If all states were to use the Maine/Nebraska approach, then there would be motivation for the parties to make states more extreme. That would lead to even more California-vs-Texas antipathy and hatred then we already have. People are already talking about civil war, and that trend would make the divide even worse.

Because of this, I feel the current status quo is better than the Maine/Nebraska approach. The elected President has always been within 1-2% of popular vote, which is a minor effect given reducing factionalism.


However, I notice you didn't respond about how other countries should use the Electoral College. As I said earlier, there is nothing in the Electoral College per se that favors rural voters - or any other group. It purely depends on the lines of division among the states. In another country, it's quite possible that the division of states could favor urban voters over rural - if that other country had more small urban states like Delaware and Connecticut. In such a country, urban voters would be even more dominant because of the Electoral College, would you still favor it as a system?

I feel like the Electoral College and the Senate is incomplete. Politically, there really needs to be some underlying philosophy about what is allowed to be a state and what doesn't - and what representation it gets. Instead, it's just at the mercy of individual acts of Congress.

Quote from: Steven Mitchell on October 09, 2020, 08:31:10 AM
Look, I'm fine with leaving things the way they are.  There should be a counter force to the concentrated interests, and every state by being a state having essentially +2 electoral votes past their rough population is as good a solution as any.  It worked for the founders when New York and Virginia dominating was the worry.  With a few blips over adding free/slave states in pairs to kick the can down the road, it's worked most of the time since. 

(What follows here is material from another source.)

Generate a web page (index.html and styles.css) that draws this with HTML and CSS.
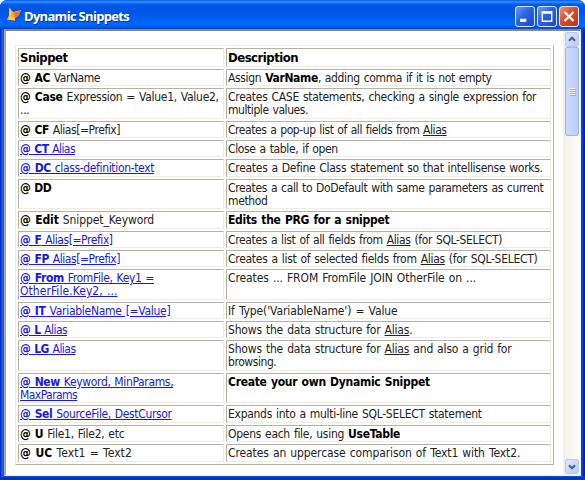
FILE: index.html
```html
<!DOCTYPE html>
<html lang="en">
<head>
<meta charset="utf-8">
<title>Dynamic Snippets</title>
<link rel="stylesheet" href="styles.css">
</head>
<body>
<div class="window">
  <header class="titlebar">
    <svg class="fox" viewBox="0 0 15 16" width="15" height="16"><path d="M2 0 6 5 14 3 12 8 8 11 8 14 4 13 0 13 2 8Z" fill="#f9aa20"/><path d="M2 1 5 6 3 10Z" fill="#ffdc46"/><path d="m7 6 7-3-3 6-3 2Z" fill="#f4702a"/><path d="m1 12 3-3 4 3-2 1Z" fill="#ffd63a"/></svg>
    <h1>Dynamic Snippets</h1>
    <div class="controls">
      <button class="ctl" aria-label="Minimize"><svg viewBox="0 0 20 20"><path d="M4.5 12.500h7v3.500h-7z" fill="#fff"/></svg></button>
      <button class="ctl" aria-label="Maximize"><svg viewBox="0 0 20 20"><path d="M4 4h12v12H4zM5.500 7v7.500h9V7z" fill="#fff" fill-rule="evenodd"/></svg></button>
      <button class="ctl close" aria-label="Close"><svg viewBox="0 0 20 20"><path d="m5 5 10 10M15 5 5 15" stroke="#fff" stroke-width="2.4"/></svg></button>
    </div>
  </header>
  <main class="client">
    <div class="page">
      <div class="table">
        <div class="head">Snippet</div><div class="head">Description</div>
        <div class="n1"><b>@ AC</b> VarName</div><div>Assign <b>VarName</b>, adding comma if it is not empty</div>
        <div class="w1"><b>@ Case</b> Expression = Value1, Value2,<br>...</div><div class="w1">Creates CASE statements, checking a single expression for<br><span class="n1">multiple values.</span></div>
        <div class="n1"><b>@ CF</b> Alias[=Prefix]</div><div class="n1">Creates a pop-up list of all fields from <u>Alias</u></div>
        <div class="n2"><a><b>@ CT</b> Alias</a></div><div>Close a table, if open</div>
        <div><a><b>@ DC</b> class-definition-text</a></div><div class="w1">Creates a Define Class statement so that intellisense works.</div>
        <div class="n2"><b>@ DD</b></div><div>Creates a call to DoDefault with same parameters as current<br>method</div>
        <div class="w3"><b>@ Edit</b> Snippet_Keyword</div><div class="w1"><b>Edits the PRG for a snippet</b></div>
        <div class="n1"><a><b>@ F</b> Alias[=Prefix]</a></div><div>Creates a list of all fields from <u>Alias</u> (for SQL-SELECT)</div>
        <div class="n1"><a><b>@ FP</b> Alias[=Prefix]</a></div><div class="w1">Creates a list of selected fields from <u>Alias</u> (for SQL-SELECT)</div>
        <div><a><b>@ From</b> FromFile, Key1 =<br><span class="w4">OtherFile.Key2, ...</span></a></div><div class="w3">Creates ... FROM FromFile JOIN OtherFile on ...</div>
        <div class="w1"><a><b>@ IT</b> VariableName [=Value]</a></div><div class="w3">If Type('VariableName') = Value</div>
        <div class="n2"><a><b>@ L</b> Alias</a></div><div class="w2">Shows the data structure for <u>Alias</u>.</div>
        <div class="n2"><a><b>@ LG</b> Alias</a></div><div class="w2">Shows the data structure for <u>Alias</u> and also a grid for<br><span class="n1">browsing.</span></div>
        <div><a><b>@ New</b> Keyword, MinParams,<br><span class="n2">MaxParams</span></a></div><div class="w1"><b>Create your own Dynamic Snippet</b></div>
        <div><a><b>@ Sel</b> SourceFile, DestCursor</a></div><div class="w1">Expands into a multi-line SQL-SELECT statement</div>
        <div class="w1"><b>@ U</b> File1, File2, etc</div><div class="w1">Opens each file, using <b>UseTable</b></div>
        <div class="w4"><b>@ UC</b> Text1 = Text2</div><div class="w3">Creates an uppercase comparison of Text1 with Text2.</div>
      </div>
    </div>
    <div class="scroll">
      <div class="arrow"><svg viewBox="0 0 14 14"><path d="m3.500 8.500 3.500-3.500 3.500 3.500" fill="none" stroke="#4d6185" stroke-width="2.6"/></svg></div>
      <div class="thumb"><i></i><i></i><i></i><i></i></div>
      <div class="arrow down"><svg viewBox="0 0 14 14"><path d="m3.500 5.500 3.500 3.500 3.500-3.500" fill="none" stroke="#4d6185" stroke-width="2.6"/></svg></div>
    </div>
  </main>
</div>
</body>
</html>
```
FILE: styles.css
```css
*{box-sizing:border-box}
body{margin:0;width:585px;height:480px;overflow:hidden;background:#fff;font-family:"DejaVu Sans Condensed","DejaVu Sans",sans-serif;font-stretch:condensed}
.window{width:585px;height:480px;display:flex;flex-direction:column;padding:0 4px 4px;border-radius:7px 7px 0 0;background:linear-gradient(90deg,#0019cf 0,#0831d9 1px,#166aee 2px,#0855dd 4px,#0855dd 581px,#0148e0 582px,#001ea0 584px);box-shadow:inset 0 -3px #0133bd,inset 0 -1px #00138c}
.titlebar{height:29px;margin:0 -4px;padding:0 6px 0 7px;flex:none;display:flex;align-items:center;border-radius:7px 7px 0 0;background:linear-gradient(#0058e6 0,#3a93ff 2px,#1272f3 3px,#0058e8 5px,#0054e3 9px,#0056e6 14px,#0062f8 20px,#0066ff 25px,#0058e4 27px,#0144c8 29px)}
.fox{margin-top:1px}
h1{margin:4px 0 0 2px;font-family:"Open Sans","Noto Sans",sans-serif;font-stretch:normal;font-size:13px;line-height:17px;color:#fff;letter-spacing:-.7px;text-shadow:1px 1px #0a3596}
.controls{margin:3px 0 0 auto;display:flex;gap:2px}
.ctl{width:20px;height:21px;padding:0;border:1px solid #dce7ff;border-radius:3px;background:linear-gradient(135deg,#6d9cf6,#2a62e2 45%,#1a49ca)}
.ctl svg{display:block;width:18px;height:19px}
.close{background:linear-gradient(135deg,#ed9475,#dc4b26 45%,#bd3312)}
.client{flex:1;display:flex;background:#fff;border-top:2px solid #8a8674;border-left:2px solid #aca899;border-right:1px solid #f1efe2;border-bottom:1px solid #f1efe2}
.page{flex:1;padding:14px 0 0 9px}
.table{width:539px;height:420px;padding:2px;display:grid;grid-template-columns:206px 325px;gap:2px;grid-template-rows:19px 17px 31px 17px 17px 18px 30px 18px 17px 17px 31px 17px 17px 31px 30px 18px 17px 18px;border:1px solid;border-color:#f0eee1 #b5b2a4 #b5b2a4 #f0eee1}
.table>div{border:1px solid;border-color:#b5b2a4 #f0eee1 #f0eee1 #b5b2a4;padding:2px 0 0 1px;font-size:12px;line-height:13px;white-space:nowrap;color:#222;letter-spacing:-.35px;word-spacing:.8px}
.table b{color:#000}
.table .head{font-size:13px;line-height:17px;padding-top:0;font-weight:bold;color:#000;letter-spacing:-.5px}
.table .n2{letter-spacing:-.55px}
.table .n1{letter-spacing:-.43px}
.table .w1{letter-spacing:-.28px}
.table .w2{letter-spacing:-.18px}
.table .w3{letter-spacing:-.1px}
.table .w4{letter-spacing:.06px}
.table a,.table a b{color:#1717ee}
a{text-decoration:underline}
.scroll{width:17px;flex:none;display:flex;flex-direction:column;align-items:center;background:linear-gradient(90deg,#f1f0e7,#fefefb);padding:1px 1px 1px}
.arrow{width:14px;height:15px;flex:none;border-radius:2px;border:1px solid #b5c8f5;background:linear-gradient(135deg,#dce6ff,#b9ccfa)}
.arrow svg{display:block;width:12px;height:13px}
.thumb{width:14px;height:89px;border:1px solid #a0b5e8;border-radius:2px;background:linear-gradient(90deg,#cbdafe,#bacdfb);display:flex;flex-direction:column;align-items:center;justify-content:center;gap:1px}
.thumb i{width:6px;height:1px;background:#eef4ff;box-shadow:1px 1px #8caeea}
.down{margin-top:auto}
```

Again, the original stated worry by the proponents of removing the electoral college is that people in states dominated by one party have no effective say in the presidential election.
To be clear, I'm also fine with the status quo. Who are you saying expressed this "original stated worry"? Was it someone in this thread, or just that you've heard that argument somewhere else? I agree that I've heard it, but I think there is good reason not to buy into it because of the factionalism it encourages.
Title: Re: President Trump has Covid19
Post by: Steven Mitchell on October 19, 2020, 06:18:42 AM
Quote from: jhkim on October 19, 2020, 01:13:06 AM
To be clear, I'm also fine with the status quo. Who are you saying expressed this "original stated worry"? Was it someone in this thread, or just that you've heard that argument somewhere else? I agree that I've heard it, but I think there is good reason not to buy into it because of the factionalism it encourages.

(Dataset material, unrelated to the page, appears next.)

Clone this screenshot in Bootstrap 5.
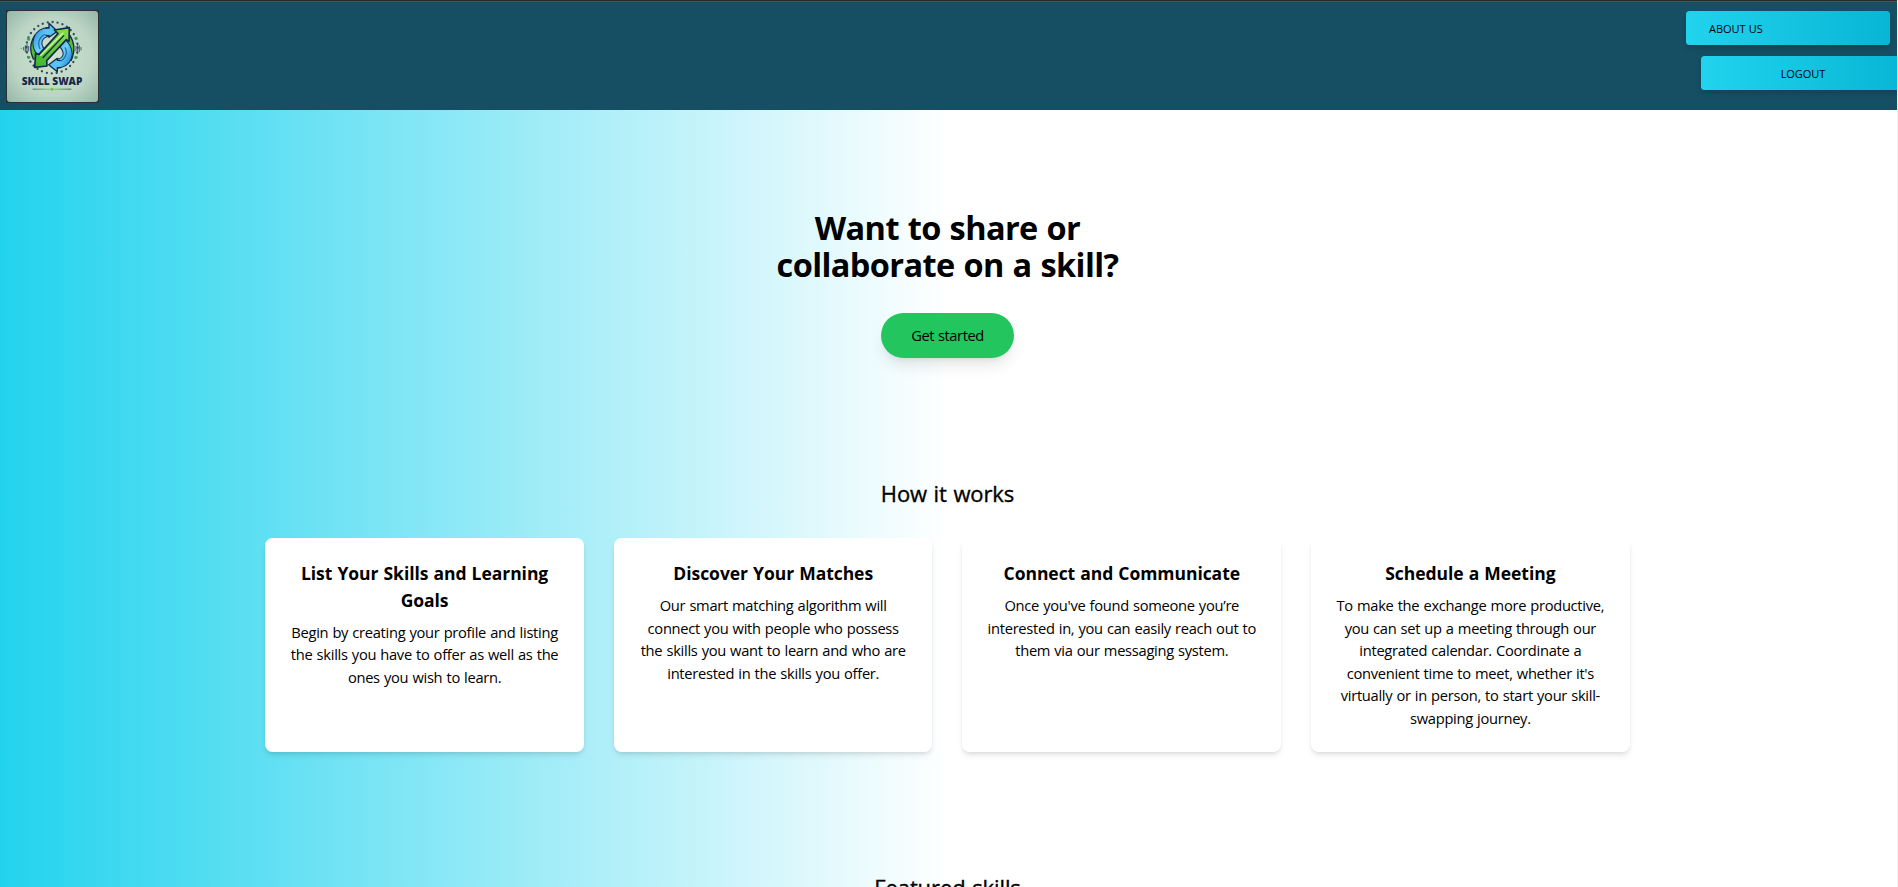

It is the nearly always the first "point" used every time someone start yammering about eliminating the electoral college--usually on some "reasoning" about people in certain states having a presidential vote that "doesn't count".  Scare quotes used deliberately in all three places.

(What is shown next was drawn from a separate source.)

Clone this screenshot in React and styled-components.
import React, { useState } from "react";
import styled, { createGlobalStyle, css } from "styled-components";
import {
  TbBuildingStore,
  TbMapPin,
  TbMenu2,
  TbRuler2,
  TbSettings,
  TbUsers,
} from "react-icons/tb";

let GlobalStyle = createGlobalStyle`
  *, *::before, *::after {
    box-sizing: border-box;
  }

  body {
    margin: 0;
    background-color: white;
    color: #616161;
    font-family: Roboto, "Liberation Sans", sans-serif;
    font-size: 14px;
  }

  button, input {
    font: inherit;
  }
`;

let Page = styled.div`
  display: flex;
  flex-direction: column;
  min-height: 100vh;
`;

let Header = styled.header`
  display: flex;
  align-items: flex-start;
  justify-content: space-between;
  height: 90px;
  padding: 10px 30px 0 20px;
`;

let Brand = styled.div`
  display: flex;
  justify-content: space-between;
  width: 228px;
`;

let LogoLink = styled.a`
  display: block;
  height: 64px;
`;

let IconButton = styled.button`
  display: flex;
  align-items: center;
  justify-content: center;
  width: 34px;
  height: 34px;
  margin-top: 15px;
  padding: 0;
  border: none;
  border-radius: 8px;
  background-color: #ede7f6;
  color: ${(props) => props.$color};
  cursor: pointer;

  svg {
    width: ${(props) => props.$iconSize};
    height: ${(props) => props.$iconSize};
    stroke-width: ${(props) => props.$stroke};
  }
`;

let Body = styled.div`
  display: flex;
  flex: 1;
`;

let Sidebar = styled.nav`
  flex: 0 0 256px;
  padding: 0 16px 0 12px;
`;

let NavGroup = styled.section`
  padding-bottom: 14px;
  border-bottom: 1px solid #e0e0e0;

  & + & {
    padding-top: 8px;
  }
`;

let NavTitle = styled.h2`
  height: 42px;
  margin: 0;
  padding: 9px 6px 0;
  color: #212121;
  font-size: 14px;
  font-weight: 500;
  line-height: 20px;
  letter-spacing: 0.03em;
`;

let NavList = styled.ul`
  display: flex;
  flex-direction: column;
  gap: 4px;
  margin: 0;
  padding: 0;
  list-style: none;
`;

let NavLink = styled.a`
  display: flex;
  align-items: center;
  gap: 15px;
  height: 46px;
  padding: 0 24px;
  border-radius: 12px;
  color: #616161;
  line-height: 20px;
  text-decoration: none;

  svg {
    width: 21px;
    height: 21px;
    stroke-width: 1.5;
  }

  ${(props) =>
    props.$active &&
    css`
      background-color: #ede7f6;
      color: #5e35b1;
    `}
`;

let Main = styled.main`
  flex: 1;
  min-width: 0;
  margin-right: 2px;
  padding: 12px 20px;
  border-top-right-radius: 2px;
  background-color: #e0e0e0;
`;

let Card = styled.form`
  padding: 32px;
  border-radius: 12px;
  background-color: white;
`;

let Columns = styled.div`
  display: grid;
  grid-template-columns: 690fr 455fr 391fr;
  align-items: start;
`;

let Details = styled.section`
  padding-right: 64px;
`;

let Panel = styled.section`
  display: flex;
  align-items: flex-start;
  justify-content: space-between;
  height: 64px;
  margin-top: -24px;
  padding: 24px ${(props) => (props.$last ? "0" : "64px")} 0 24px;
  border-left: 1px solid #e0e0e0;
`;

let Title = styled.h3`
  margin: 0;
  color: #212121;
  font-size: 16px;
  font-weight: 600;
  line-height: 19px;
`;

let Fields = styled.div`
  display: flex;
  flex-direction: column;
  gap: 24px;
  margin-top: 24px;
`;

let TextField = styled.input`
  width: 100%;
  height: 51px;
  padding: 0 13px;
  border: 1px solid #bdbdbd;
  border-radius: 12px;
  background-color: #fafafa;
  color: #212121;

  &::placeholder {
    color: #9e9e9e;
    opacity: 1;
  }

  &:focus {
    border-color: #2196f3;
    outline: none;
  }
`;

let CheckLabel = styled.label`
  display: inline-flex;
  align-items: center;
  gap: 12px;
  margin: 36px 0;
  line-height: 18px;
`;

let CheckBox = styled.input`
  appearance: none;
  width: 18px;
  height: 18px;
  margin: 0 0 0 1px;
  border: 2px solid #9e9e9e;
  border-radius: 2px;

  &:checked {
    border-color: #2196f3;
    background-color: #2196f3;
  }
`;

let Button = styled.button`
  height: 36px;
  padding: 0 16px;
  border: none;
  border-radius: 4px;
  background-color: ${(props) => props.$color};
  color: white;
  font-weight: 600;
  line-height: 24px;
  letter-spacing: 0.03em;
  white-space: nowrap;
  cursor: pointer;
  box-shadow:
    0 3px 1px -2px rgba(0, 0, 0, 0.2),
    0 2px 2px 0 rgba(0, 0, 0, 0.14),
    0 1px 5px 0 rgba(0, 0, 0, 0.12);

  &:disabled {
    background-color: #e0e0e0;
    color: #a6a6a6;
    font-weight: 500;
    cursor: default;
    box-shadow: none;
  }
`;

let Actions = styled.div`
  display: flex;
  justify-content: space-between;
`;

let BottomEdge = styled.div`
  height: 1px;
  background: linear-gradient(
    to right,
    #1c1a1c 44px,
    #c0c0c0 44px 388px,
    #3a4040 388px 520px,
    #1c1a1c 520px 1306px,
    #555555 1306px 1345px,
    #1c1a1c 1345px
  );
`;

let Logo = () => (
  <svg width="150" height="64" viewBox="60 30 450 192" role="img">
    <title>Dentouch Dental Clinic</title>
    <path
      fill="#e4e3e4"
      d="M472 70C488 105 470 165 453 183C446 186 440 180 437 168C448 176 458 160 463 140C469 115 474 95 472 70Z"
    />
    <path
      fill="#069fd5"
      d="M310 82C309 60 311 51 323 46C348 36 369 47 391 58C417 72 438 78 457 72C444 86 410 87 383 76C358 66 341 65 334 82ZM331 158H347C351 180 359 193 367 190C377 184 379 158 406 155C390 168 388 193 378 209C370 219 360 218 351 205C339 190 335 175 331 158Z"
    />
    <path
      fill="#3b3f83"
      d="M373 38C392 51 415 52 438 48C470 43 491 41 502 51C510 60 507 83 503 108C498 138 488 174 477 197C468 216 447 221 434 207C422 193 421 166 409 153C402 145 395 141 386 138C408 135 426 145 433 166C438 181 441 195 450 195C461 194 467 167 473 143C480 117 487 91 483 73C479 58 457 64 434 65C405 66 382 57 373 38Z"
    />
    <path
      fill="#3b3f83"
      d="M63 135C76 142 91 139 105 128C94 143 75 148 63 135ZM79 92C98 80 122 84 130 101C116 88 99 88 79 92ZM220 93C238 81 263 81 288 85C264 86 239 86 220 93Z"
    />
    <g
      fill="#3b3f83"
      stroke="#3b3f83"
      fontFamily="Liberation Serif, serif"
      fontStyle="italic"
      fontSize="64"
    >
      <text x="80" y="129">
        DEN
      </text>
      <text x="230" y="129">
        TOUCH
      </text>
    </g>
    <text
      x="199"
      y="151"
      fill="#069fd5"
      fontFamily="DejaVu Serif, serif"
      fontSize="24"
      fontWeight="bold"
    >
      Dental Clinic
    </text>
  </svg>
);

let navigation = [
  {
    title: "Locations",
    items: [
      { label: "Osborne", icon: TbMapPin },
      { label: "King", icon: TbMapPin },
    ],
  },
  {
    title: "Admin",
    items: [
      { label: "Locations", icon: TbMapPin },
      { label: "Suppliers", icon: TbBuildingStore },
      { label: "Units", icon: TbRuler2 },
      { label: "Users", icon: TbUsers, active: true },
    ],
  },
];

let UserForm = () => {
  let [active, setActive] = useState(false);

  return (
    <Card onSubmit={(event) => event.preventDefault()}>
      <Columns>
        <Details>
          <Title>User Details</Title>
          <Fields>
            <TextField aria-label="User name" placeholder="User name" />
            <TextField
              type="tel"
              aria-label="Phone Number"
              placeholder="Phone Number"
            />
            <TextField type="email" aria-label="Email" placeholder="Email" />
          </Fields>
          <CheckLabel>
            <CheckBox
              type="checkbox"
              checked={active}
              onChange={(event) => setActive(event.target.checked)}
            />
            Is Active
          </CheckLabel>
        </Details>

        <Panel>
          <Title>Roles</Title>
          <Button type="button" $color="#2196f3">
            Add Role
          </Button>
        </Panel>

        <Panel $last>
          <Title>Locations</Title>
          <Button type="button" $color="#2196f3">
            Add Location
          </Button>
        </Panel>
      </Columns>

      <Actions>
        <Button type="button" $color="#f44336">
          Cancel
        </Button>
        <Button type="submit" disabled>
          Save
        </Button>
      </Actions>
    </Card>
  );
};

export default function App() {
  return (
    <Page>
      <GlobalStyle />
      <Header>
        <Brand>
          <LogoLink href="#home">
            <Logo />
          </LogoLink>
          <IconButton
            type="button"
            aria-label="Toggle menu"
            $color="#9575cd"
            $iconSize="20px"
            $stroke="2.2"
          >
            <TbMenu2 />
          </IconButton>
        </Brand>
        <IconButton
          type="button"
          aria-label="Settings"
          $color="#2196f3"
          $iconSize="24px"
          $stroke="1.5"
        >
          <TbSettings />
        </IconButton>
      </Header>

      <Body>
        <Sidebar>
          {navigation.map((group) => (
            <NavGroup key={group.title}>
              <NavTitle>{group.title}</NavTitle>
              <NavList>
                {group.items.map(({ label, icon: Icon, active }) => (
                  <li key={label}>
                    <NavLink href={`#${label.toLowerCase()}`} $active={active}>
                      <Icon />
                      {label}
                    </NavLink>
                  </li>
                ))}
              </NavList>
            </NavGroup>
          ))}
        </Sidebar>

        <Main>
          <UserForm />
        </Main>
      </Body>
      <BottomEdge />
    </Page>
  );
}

Title: Re: President Trump has Covid19
Post by: Brad on October 19, 2020, 09:36:50 AM
Quote from: Steven Mitchell on October 19, 2020, 06:18:42 AMIt is the nearly always the first "point" used every time someone start yammering about eliminating the electoral college--usually on some "reasoning" about people in certain states having a presidential vote that "doesn't count".  Scare quotes used deliberately in all three places.

I wonder if those same people complain about their votes not counting when the opposing representatives or senators are elected instead of the dudes they picked.